• **Task description**: Include in the output exactly the lines from the opening of the data through the line containing "const steps = [1, 2, 3, 4, 5];", and nothing more.

• **Information shown**:
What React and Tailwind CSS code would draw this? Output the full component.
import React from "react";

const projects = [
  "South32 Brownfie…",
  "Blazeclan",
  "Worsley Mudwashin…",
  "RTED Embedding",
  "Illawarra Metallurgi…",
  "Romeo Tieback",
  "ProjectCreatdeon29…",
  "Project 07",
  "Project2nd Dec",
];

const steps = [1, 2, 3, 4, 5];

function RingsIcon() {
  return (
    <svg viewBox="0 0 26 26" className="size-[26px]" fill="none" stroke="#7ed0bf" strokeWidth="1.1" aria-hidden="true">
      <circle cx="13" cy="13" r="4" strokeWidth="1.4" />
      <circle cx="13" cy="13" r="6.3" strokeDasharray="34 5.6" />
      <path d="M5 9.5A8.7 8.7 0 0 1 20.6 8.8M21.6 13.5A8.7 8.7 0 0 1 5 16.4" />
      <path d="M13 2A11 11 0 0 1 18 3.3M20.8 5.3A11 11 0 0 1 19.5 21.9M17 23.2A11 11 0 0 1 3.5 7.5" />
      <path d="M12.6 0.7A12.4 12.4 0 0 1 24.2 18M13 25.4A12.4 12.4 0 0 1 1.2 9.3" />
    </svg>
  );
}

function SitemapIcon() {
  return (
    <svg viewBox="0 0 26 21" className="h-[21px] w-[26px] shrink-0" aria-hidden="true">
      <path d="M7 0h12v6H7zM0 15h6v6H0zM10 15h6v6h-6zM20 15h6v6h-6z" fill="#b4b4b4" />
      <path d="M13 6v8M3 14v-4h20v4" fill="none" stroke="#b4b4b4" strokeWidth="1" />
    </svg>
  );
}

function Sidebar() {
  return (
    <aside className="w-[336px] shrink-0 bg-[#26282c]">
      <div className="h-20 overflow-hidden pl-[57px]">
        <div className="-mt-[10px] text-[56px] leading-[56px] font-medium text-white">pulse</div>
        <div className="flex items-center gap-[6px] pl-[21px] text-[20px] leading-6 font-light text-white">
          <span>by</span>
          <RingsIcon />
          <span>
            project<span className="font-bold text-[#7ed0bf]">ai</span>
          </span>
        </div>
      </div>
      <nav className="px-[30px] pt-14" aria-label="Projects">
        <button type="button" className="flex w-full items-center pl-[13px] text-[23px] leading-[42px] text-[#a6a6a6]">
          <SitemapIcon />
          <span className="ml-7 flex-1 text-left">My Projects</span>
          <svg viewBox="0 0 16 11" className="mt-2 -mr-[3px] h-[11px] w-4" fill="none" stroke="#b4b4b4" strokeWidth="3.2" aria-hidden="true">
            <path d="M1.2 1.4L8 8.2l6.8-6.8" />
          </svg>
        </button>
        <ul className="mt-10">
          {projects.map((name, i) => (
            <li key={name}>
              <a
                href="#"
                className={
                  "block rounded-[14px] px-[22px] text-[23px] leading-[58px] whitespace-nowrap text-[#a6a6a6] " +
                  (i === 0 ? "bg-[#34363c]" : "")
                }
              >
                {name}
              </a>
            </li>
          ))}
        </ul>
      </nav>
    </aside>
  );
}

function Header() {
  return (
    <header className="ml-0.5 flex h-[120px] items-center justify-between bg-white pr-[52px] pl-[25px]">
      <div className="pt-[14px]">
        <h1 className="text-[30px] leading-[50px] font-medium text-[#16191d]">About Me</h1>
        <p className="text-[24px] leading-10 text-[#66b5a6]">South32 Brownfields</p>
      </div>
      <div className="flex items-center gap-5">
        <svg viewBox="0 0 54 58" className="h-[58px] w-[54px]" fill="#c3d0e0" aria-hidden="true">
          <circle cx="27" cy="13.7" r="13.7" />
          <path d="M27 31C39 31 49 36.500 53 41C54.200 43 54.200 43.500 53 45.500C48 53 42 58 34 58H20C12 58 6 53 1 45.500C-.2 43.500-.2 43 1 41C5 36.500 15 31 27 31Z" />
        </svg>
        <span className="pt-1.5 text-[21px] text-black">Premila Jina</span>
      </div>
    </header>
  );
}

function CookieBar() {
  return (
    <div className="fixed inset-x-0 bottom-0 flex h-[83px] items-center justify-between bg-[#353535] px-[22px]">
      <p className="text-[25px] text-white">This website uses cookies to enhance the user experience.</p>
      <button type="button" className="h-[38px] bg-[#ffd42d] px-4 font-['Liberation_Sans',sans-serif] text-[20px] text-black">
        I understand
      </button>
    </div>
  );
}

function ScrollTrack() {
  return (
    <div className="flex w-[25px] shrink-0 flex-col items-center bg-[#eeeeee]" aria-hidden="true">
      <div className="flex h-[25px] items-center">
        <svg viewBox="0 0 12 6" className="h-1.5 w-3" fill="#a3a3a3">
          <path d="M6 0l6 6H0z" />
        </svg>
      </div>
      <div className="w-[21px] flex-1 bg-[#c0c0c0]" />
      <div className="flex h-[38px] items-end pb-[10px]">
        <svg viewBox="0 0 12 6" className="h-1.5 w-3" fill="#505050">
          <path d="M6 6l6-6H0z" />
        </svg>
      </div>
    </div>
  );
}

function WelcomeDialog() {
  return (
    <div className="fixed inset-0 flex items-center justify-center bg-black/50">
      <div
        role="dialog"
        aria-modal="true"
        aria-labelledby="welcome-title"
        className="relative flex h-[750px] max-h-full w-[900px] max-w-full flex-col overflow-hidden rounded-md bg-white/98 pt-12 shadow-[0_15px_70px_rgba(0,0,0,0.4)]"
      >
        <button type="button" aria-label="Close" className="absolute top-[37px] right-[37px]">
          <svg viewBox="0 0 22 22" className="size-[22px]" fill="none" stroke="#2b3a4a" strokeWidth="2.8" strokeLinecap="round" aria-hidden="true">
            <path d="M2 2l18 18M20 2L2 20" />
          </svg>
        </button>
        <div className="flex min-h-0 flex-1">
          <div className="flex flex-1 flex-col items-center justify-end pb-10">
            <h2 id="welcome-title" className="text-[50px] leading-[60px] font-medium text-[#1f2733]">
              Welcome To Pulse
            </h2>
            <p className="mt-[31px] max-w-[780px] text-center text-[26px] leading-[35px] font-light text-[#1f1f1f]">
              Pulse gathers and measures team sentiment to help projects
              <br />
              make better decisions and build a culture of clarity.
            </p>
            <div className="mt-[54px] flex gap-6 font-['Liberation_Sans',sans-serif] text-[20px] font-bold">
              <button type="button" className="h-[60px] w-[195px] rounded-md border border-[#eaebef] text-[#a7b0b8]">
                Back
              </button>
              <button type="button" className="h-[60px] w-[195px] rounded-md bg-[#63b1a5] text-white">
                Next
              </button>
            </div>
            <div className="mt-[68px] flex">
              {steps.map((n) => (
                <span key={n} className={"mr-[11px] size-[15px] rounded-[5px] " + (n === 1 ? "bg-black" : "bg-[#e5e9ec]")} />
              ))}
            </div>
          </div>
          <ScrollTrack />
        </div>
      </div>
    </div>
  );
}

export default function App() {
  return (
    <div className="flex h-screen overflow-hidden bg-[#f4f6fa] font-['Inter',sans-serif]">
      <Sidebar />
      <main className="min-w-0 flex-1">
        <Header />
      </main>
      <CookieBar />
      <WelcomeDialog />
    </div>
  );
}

• **Complete answer**:
What React and Tailwind CSS code would draw this? Output the full component.
import React from "react";

const projects = [
  "South32 Brownfie…",
  "Blazeclan",
  "Worsley Mudwashin…",
  "RTED Embedding",
  "Illawarra Metallurgi…",
  "Romeo Tieback",
  "ProjectCreatdeon29…",
  "Project 07",
  "Project2nd Dec",
];

const steps = [1, 2, 3, 4, 5];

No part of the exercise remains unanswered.